Derek loses the already fragile grip on his sanity after crafting his 36,609th mud brick
Tonally, Darkout feels much more cohesive than similar crafting games. The sci-fi setting feels more appropriate to the build-em-up genre, justifying the swift advances in research and construction and giving players plenty of cool toys to play with. Your jetpack, when you finally manage to craft it, is great fun to use, removing the drudgery of constant travel and giving you access to resource rich areas of the map that were previously unreachable. The addition of advanced weaponry like laser guns and combat suits livens up the combat aspects too, although fuzzy hit detection and erratic enemy behaviour occasionally rear their ugly heads. Overall though, combat and exploration is handled well. There's even a very basic story to be discovered, in the form of several audio logs you find on your travels – these gradually reveal more about the planet you're on, and what makes it the hazardous twilight world that it is.
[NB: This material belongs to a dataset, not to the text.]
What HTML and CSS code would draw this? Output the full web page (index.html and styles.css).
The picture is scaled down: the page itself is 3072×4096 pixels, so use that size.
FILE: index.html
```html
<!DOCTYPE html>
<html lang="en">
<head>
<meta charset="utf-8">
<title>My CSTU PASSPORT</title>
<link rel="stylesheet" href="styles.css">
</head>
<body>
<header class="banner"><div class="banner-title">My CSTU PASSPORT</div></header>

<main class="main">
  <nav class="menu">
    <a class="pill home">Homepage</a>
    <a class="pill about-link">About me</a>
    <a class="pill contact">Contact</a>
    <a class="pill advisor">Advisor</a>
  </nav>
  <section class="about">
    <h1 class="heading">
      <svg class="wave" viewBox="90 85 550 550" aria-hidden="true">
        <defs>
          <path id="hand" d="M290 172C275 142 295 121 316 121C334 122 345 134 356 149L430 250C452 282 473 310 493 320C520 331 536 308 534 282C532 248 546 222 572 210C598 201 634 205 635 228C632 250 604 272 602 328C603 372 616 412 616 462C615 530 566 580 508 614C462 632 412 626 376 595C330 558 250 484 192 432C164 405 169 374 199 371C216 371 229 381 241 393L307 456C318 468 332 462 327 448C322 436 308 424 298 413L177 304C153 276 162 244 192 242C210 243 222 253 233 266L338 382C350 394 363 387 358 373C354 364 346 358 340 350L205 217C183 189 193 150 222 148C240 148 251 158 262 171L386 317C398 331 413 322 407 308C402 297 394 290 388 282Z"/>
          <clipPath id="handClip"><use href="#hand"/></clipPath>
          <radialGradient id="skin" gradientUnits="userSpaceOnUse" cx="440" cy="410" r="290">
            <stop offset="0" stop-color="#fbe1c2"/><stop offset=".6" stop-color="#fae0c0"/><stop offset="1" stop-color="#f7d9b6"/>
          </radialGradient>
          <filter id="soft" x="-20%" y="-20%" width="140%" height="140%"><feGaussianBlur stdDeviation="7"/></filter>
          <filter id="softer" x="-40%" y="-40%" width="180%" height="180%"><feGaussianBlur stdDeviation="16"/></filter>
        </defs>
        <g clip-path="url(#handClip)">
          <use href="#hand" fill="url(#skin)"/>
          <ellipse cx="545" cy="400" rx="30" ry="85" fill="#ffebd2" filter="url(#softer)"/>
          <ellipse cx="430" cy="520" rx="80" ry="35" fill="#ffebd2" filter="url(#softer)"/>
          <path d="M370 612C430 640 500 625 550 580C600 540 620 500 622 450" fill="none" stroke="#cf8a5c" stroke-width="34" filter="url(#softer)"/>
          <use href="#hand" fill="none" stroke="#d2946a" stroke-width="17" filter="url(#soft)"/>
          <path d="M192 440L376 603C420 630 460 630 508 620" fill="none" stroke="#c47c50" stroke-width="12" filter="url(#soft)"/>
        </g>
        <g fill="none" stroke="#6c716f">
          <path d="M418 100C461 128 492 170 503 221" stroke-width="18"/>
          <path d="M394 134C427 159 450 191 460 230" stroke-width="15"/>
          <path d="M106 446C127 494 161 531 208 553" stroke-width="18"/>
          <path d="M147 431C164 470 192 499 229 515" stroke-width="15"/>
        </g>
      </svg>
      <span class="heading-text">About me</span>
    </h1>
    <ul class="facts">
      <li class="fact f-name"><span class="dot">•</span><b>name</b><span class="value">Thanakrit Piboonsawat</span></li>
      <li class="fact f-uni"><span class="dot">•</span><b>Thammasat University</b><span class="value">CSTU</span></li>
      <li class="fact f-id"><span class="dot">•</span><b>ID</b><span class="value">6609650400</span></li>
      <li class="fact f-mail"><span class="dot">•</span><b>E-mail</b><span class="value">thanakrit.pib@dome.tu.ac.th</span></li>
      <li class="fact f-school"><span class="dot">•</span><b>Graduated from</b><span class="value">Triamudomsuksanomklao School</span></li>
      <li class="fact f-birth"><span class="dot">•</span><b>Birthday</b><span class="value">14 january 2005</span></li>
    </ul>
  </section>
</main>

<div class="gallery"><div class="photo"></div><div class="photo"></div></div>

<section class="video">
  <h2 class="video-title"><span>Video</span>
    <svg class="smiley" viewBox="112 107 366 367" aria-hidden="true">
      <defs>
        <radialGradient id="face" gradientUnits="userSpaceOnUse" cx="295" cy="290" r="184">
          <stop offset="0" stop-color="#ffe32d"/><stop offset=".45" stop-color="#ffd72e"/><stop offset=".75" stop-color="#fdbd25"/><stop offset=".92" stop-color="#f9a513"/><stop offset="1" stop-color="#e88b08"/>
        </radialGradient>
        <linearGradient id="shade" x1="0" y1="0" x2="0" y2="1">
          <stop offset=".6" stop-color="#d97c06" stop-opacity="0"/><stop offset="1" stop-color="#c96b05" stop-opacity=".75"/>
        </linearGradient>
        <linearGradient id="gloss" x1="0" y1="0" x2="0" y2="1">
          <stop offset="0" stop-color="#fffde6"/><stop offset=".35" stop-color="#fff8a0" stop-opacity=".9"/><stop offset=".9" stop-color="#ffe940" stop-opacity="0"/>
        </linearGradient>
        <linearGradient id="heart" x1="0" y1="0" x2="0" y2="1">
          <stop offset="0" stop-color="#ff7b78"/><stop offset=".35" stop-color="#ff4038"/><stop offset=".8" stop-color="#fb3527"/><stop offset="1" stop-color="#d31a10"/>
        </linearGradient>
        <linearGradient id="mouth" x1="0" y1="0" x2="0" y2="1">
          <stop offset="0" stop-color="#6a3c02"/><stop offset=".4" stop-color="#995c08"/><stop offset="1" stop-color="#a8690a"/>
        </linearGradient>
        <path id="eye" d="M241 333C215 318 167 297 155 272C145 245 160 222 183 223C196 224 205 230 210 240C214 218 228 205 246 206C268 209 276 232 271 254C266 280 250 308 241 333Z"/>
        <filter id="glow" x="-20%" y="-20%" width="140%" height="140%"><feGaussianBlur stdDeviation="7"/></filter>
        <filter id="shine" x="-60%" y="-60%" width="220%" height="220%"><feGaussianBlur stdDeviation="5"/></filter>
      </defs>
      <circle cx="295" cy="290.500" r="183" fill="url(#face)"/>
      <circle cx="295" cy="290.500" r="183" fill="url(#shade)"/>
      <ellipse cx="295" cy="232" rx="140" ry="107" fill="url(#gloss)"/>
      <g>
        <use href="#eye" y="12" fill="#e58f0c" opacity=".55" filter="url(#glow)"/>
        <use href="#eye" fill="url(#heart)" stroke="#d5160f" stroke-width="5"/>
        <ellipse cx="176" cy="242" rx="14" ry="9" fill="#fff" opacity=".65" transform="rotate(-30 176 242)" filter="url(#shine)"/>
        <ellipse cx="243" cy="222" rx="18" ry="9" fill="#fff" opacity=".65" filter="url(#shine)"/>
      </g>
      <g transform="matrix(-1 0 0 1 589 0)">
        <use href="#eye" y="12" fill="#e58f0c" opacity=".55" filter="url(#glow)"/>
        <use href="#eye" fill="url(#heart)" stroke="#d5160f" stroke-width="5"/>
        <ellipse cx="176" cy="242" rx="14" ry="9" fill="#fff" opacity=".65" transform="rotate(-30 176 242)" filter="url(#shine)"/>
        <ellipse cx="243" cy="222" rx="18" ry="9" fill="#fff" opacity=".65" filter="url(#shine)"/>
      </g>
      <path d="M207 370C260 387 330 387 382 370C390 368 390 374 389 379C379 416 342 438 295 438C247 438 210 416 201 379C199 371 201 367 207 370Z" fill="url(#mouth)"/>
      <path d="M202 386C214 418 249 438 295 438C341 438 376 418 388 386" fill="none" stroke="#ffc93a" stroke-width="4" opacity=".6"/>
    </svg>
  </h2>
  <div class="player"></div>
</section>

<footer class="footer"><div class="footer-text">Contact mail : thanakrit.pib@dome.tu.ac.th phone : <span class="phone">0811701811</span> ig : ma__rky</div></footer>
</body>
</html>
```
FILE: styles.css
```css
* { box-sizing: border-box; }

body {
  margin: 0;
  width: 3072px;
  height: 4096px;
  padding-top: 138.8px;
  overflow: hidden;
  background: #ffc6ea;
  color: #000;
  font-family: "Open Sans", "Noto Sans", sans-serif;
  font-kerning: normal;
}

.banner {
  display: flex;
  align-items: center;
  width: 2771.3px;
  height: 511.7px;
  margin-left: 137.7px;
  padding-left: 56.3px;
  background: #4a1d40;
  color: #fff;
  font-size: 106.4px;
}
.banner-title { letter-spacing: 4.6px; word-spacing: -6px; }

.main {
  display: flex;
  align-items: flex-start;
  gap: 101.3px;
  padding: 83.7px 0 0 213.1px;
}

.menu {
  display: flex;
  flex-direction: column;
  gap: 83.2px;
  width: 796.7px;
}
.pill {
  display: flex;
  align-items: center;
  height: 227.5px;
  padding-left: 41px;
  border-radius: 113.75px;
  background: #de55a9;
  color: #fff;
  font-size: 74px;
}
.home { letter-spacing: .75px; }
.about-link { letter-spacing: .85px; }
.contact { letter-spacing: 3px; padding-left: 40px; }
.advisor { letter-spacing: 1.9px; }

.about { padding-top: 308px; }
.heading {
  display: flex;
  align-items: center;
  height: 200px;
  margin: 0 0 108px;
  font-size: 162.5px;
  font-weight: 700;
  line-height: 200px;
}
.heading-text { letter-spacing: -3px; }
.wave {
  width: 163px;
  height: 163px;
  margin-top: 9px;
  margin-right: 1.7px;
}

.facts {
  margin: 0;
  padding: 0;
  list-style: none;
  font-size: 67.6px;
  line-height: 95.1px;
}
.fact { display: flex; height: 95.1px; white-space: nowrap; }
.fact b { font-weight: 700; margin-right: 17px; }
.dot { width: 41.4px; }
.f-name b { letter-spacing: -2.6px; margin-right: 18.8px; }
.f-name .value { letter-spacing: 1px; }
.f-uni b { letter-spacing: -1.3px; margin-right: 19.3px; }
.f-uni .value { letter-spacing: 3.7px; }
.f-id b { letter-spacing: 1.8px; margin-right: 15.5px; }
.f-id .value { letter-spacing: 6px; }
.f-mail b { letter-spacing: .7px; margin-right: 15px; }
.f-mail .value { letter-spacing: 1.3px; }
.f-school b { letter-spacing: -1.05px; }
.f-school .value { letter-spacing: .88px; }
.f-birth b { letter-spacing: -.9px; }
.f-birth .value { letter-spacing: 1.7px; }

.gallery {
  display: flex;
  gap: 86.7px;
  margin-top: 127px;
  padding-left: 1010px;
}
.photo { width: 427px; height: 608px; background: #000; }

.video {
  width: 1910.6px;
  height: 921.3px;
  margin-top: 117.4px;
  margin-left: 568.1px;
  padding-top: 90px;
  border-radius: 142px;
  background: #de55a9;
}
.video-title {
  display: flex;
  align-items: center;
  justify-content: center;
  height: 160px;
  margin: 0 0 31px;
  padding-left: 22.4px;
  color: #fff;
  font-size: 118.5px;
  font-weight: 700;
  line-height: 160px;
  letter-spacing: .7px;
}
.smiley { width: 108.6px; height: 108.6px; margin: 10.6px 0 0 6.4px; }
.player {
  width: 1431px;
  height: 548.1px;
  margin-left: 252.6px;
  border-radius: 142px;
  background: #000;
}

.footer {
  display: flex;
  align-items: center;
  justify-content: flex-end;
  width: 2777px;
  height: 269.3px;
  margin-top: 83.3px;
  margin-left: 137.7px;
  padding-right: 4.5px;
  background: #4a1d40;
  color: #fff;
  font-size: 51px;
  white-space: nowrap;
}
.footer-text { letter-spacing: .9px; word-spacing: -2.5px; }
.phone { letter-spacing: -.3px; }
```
Despite occasional moments of quality however, Darkout never really does enough to distinguish itself from its more illustrious cousins. Both Terraria and Minecraft handle the basic mechanics of crafting and resource gathering better, and aside from an intriguing and visually enticing setting, there’s nothing here that really makes Darkout stand out. It borrows mechanics without refining and sufficiently improving them, bogging the player down with unnecessary inventory management and clunky mechanics. If you’re a fan of sandbox construction games there is fun to be had in this dangerous, pitch-black world, but frustrating design choices, an untidy interface and frequent glitches mean that you’re better off waiting a few months to see if developers Desura can tidy things up, fix some of the outstanding issues and improve the accessibility of their game.
TOP GAME MOMENT
Zooming into the clouds in search of floating crystal islands on your newly crafted jetpack, armed with a variety of plasma gun weaponry.